Some nurses will go shouting at this, but no doubt, nursing made nurses and nurses are marring nursing by way of our negative image projection, relationship with junior colleagues and students and our non participation in politics etc. For instance, the champions of quackery in the nursing profession in Nigeria are well educated nurses who have clinics and doctors who have hospitals. There is no strict task force unit (if there is at all) in the Nursing and Midwifery Council of Nigeria to set out and fish these so-called auxiliary nurses masquerading on white uniform. No! The regulatory body will not do it because most of the members are victims of what they preach against. When the public eventually see these species of quack nurses practising and going against some standard ethics, they will therefore, resort to a fallacy of hasty over generalisation whereby all the nurses are thought to be the same.
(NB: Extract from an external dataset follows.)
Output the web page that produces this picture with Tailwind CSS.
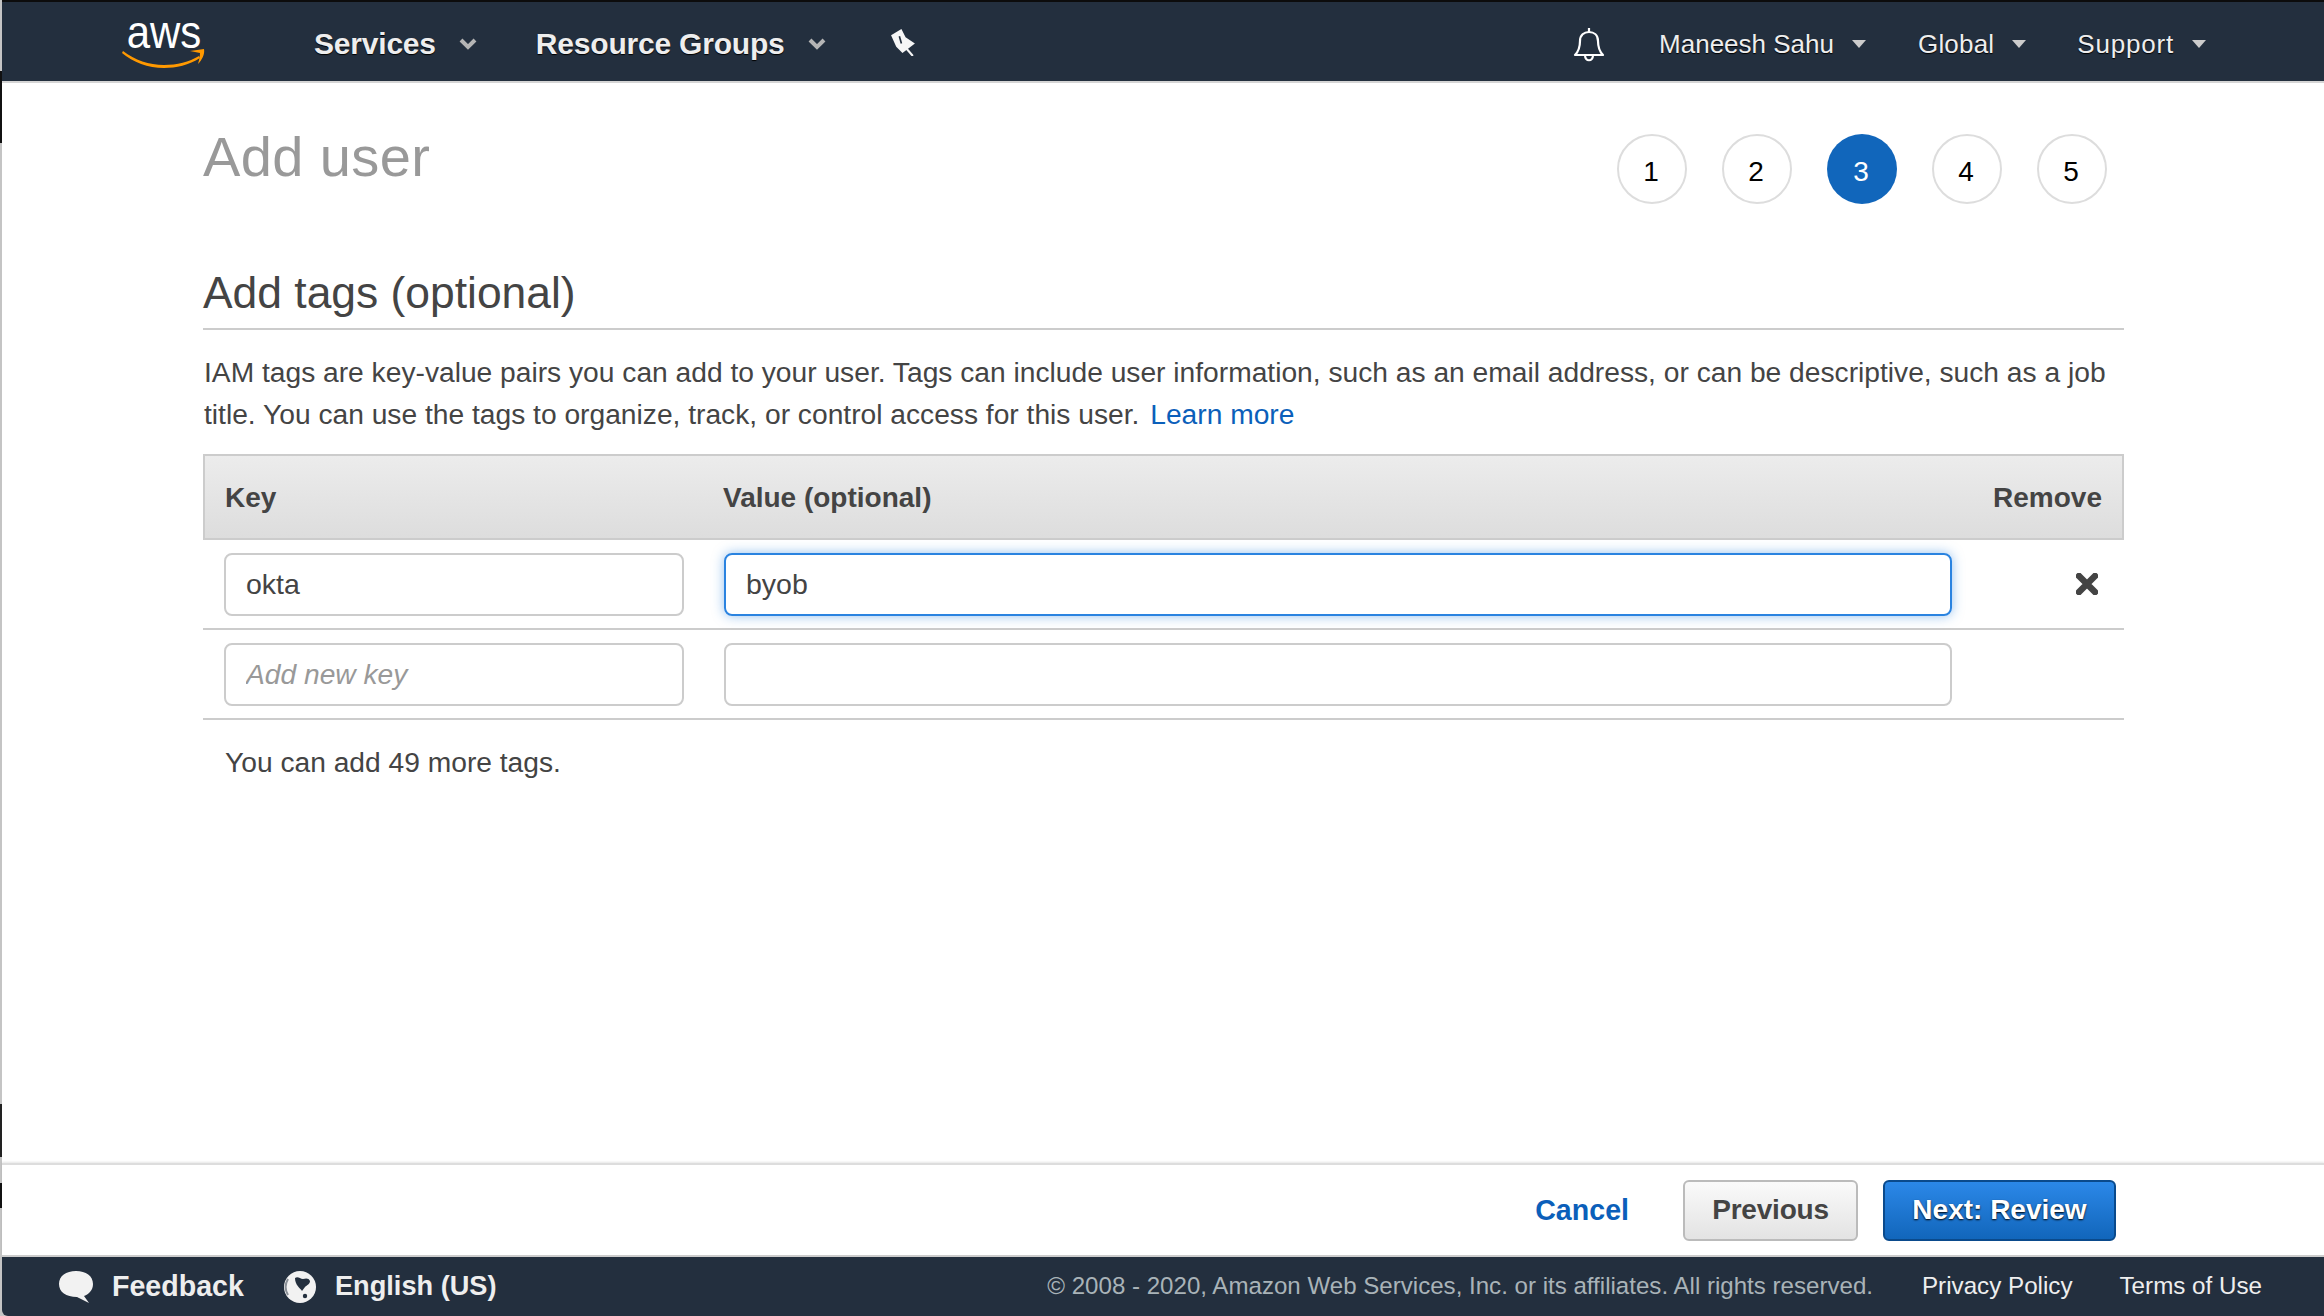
<!DOCTYPE html>
<html lang="en">

<head>
    <meta charset="UTF-8">
    <title>Add user</title>
    <script src="https://cdn.jsdelivr.net/npm/@tailwindcss/browser@4"></script>
</head>

<body class="bg-white font-['Liberation_Sans',Arial,sans-serif] text-[#444]">
    <div class="relative flex flex-col h-[1316px] w-[2324px] overflow-hidden pl-[2px] bg-[#c4c4c4]">

        <!-- top nav -->
        <header class="flex items-center h-[83px] bg-[#232f3e] border-t-2 border-t-[#0c0c0c] border-b-2 border-b-[#d5d5d5] pl-[120px] pr-[118px] shrink-0">
            <div class="flex flex-col items-center w-[84px] shrink-0">
                <span class="block text-[42px] leading-[34px] text-white scale-y-[1.12]">aws</span>
                <svg class="w-[84px] h-[20px] -mt-[1px]" viewBox="0 0 84 20">
                    <path d="M1 3c12 9 26 14 41 14 13 0 25-3 35-9l1 2C67 17 54 20 42 20 26 20 11 14 0 5z" fill="#f90" />
                    <path d="M68 3l14-2c1 5-2 11-6 15 1-4 2-7 2-11z" fill="#f90" />
                </svg>
            </div>
            <nav class="flex items-center ml-[108px] pt-[4px] text-[#eee] font-bold text-[30px] [text-shadow:0_1px_1px_#000] leading-none">
                <span class="tracking-[-0.2px]">Services</span>
                <svg class="w-[18px] h-[12px] ml-[23px]" viewBox="0 0 18 12"><path d="M2 2l7 7 7-7" stroke="#b5b5b5" stroke-width="4" fill="none" /></svg>
                <span class="ml-[59px] tracking-[-0.2px]">Resource Groups</span>
                <svg class="w-[18px] h-[12px] ml-[23px]" viewBox="0 0 18 12"><path d="M2 2l7 7 7-7" stroke="#b5b5b5" stroke-width="4" fill="none" /></svg>
                <svg class="w-[25px] h-[28px] ml-[65px] -mt-[3px]" viewBox="0 0 24 27">
                    <path d="M0 7L10 1l4 8 9 6-12 9-6-6z" fill="#f6f6f6" />
                    <path d="M8 8l2 7" stroke="#232f3e" stroke-width="1.6" />
                    <path d="M15 20l6 7" stroke="#f6f6f6" stroke-width="2" />
                </svg>
            </nav>
            <div class="flex items-center ml-auto pt-[4px] text-[#eee] text-[26px] [text-shadow:0_1px_1px_#000] leading-none">
                <svg class="w-[34px] h-[36px]" viewBox="0 0 34 36" fill="none" stroke="#fff" stroke-width="2.2" stroke-linejoin="round">
                    <path d="M3 29c4-4 5-8 5-14 0-6 4-9 9-9s9 3 9 9c0 6 1 10 5 14z" />
                    <path d="M17 6V2M13 29c0 7 8 7 8 0" />
                </svg>
                <span class="ml-[53px]">Maneesh Sahu</span>
                <span class="ml-[18px] w-0 h-0 border-x-[7px] border-x-transparent border-t-[8px] border-t-[#ccc]"></span>
                <span class="ml-[52px] tracking-[0.2px]">Global</span>
                <span class="ml-[18px] w-0 h-0 border-x-[7px] border-x-transparent border-t-[8px] border-t-[#ccc]"></span>
                <span class="ml-[51px] tracking-[0.8px]">Support</span>
                <span class="ml-[18px] w-0 h-0 border-x-[7px] border-x-transparent border-t-[8px] border-t-[#ccc]"></span>
            </div>
        </header>

        <!-- wizard content -->
        <main class="flex-1 bg-white pl-[201px] pr-[200px]">
            <div class="flex justify-between items-start">
                <h1 class="mt-[40px] text-[56px] leading-[68px] text-[#999] tracking-[0.4px]">Add user</h1>
                <ol class="flex gap-[35px] mt-[51px] mr-[17px] text-[28px] text-black">
                    <li class="flex items-center justify-center w-[70px] h-[70px] pt-[6px] pr-[2px] rounded-full border-2 border-[#ddd]">1</li>
                    <li class="flex items-center justify-center w-[70px] h-[70px] pt-[6px] pr-[2px] rounded-full border-2 border-[#ddd]">2</li>
                    <li class="flex items-center justify-center w-[70px] h-[70px] pt-[6px] pr-[2px] rounded-full bg-[#1166bb] text-white">3</li>
                    <li class="flex items-center justify-center w-[70px] h-[70px] pt-[6px] pr-[2px] rounded-full border-2 border-[#ddd]">4</li>
                    <li class="flex items-center justify-center w-[70px] h-[70px] pt-[6px] pr-[2px] rounded-full border-2 border-[#ddd]">5</li>
                </ol>
            </div>

            <h2 class="mt-[62px] pb-[8px] text-[44.4px] leading-[54px] border-b-2 border-[#ccc]">Add tags (optional)</h2>
            <p class="mt-[21px] pl-[1px] text-[28.2px] leading-[42px]">IAM tags are key-value pairs you can add to your user. Tags can include user information, such as an email address, or can be descriptive, such as a job title. You can use the tags to organize, track, or control access for this user. <a href="#" class="ml-[3px] text-[#0b5fba]">Learn more</a></p>

            <!-- tags table -->
            <div class="mt-[19px]">
                <div class="flex items-center h-[86px] px-[20px] pt-[2px] border-2 border-[#ccc] bg-linear-to-b from-[#ececec] to-[#dddddd] text-[28px] font-bold">
                    <span class="w-[498px]">Key</span>
                    <span>Value (optional)</span>
                    <span class="ml-auto">Remove</span>
                </div>
                <div class="flex items-center h-[90px] pl-[21px] border-b-2 border-[#ccc]">
                    <input value="okta" class="w-[460px] h-[63px] px-[20px] rounded-[8px] border-2 border-[#ccc] text-[28.5px] text-[#444] outline-none">
                    <input value="byob" class="ml-[40px] w-[1228px] h-[63px] px-[20px] rounded-[8px] border-2 border-[#2a83e0] shadow-[0_0_12px_rgba(42,131,224,0.5)] text-[28.5px] text-[#444] outline-none">
                    <svg class="ml-[124px] w-[22px] h-[22px]" viewBox="0 0 22 22"><path d="M3 3l16 16M19 3L3 19" stroke="#444" stroke-width="6.5" stroke-linecap="round" /></svg>
                </div>
                <div class="flex items-center h-[90px] pl-[21px] border-b-2 border-[#ccc]">
                    <input placeholder="Add new key" class="w-[460px] h-[63px] px-[20px] rounded-[8px] border-2 border-[#ccc] text-[28.2px] italic placeholder:text-[#999] outline-none">
                    <input class="ml-[40px] w-[1228px] h-[63px] px-[20px] rounded-[8px] border-2 border-[#ccc] text-[28px] outline-none">
                </div>
                <p class="mt-[25px] pl-[22px] text-[28.2px] leading-[34px]">You can add 49 more tags.</p>
            </div>
        </main>

        <!-- wizard actions -->
        <div class="flex items-center justify-end h-[92px] shrink-0 bg-white border-t-2 border-[#ddd] shadow-[0_-1px_2px_rgba(0,0,0,0.1)] pr-[208px] text-[28px] font-bold">
            <a href="#" class="text-[#0b5fba] text-[28.6px]">Cancel</a>
            <button class="ml-[54px] w-[175px] h-[61px] rounded-[6px] border-2 border-[#bbb] bg-linear-to-b from-[#fafafa] to-[#e3e3e3] text-[#444] tracking-[-0.2px]">Previous</button>
            <button class="ml-[25px] w-[233px] h-[61px] rounded-[6px] border-2 border-[#0a4a8c] bg-linear-to-b from-[#2b88e8] to-[#1166bb] text-white [text-shadow:0_1px_2px_#000]">Next: Review</button>
        </div>

        <!-- console footer -->
        <footer class="flex items-center h-[61px] shrink-0 bg-[#232f3e] border-t-2 border-[#ccc] rounded-bl-[6px] pl-[56px] pr-[62px] text-[#eee] text-[24.2px]">
            <svg class="w-[36px] h-[34px]" viewBox="0 0 36 34"><path d="M18 1c10 0 17 5 17 13 0 6-4 10-9 12l5 7-12-6C8 27 1 22 1 14 1 6 8 1 18 1z" fill="#f2f2f2" /></svg>
            <span class="ml-[18px] text-[28.6px] font-bold">Feedback</span>
            <svg class="ml-[39px] w-[34px] h-[34px]" viewBox="0 0 34 34">
                <circle cx="17" cy="17" r="16" fill="#f2f2f2" />
                <path d="M12 8c3-2 5 1 8 1 3-1 6-1 7 2 0 3-3 4-5 6-1 1-2 3-3 4-2-3-7-6-7-13z" fill="#232f3e" />
                <circle cx="22" cy="26" r="2.2" fill="#232f3e" />
                <path d="M5 9c-3 5-3 11 0 16" stroke="#8a9097" stroke-width="2" fill="none" />
            </svg>
            <span class="ml-[18px] text-[27.2px] font-bold">English (US)</span>
            <span class="ml-auto text-[#a9b3b8] text-[24.1px]">© 2008 - 2020, Amazon Web Services, Inc. or its affiliates. All rights reserved.</span>
            <span class="ml-[49px]">Privacy Policy</span>
            <span class="ml-[47px]">Terms of Use</span>
        </footer>

        <!-- window edge -->
        <div class="absolute left-0 top-[71px] w-[2px] h-[72px] bg-[#111]"></div>
        <div class="absolute left-0 top-[1104px] w-[2px] h-[53px] bg-[#222]"></div>
        <div class="absolute left-0 top-[1183px] w-[2px] h-[25px] bg-[#111]"></div>
    </div>
</body>

</html>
Some wise doctors have discovered that the hospital can run smoothly even in their absence, but can’t run in the absence of a nurse. This is the reason why they would employ male nurses for consultation jobs but will not pay them as consultants. Some nurses who have learnt earlier of how charitable their work is go off the lane of dependent practice to build a health empire whereby doctors would be working for them. These set of nurses realised earlier that to make it unto the upper class of the socioeconomic stratum without butchering the ethics of the profession and moral standards with vicious knives, one needs to have a deep business acumen, otherwise, nursing profession continues to be “oke aha n’egbu nwa nkita”- a big name that kills a puppy.

To move on to the fore with scintillating swags and make a massive and drastic change, we must subscribe to the voice of our founding lady, Florence Nightingale:

“The world of progress is divided necessarily into two classes: those who take the best of what there is and enjoy it; and those who wish for something better and try to create it.”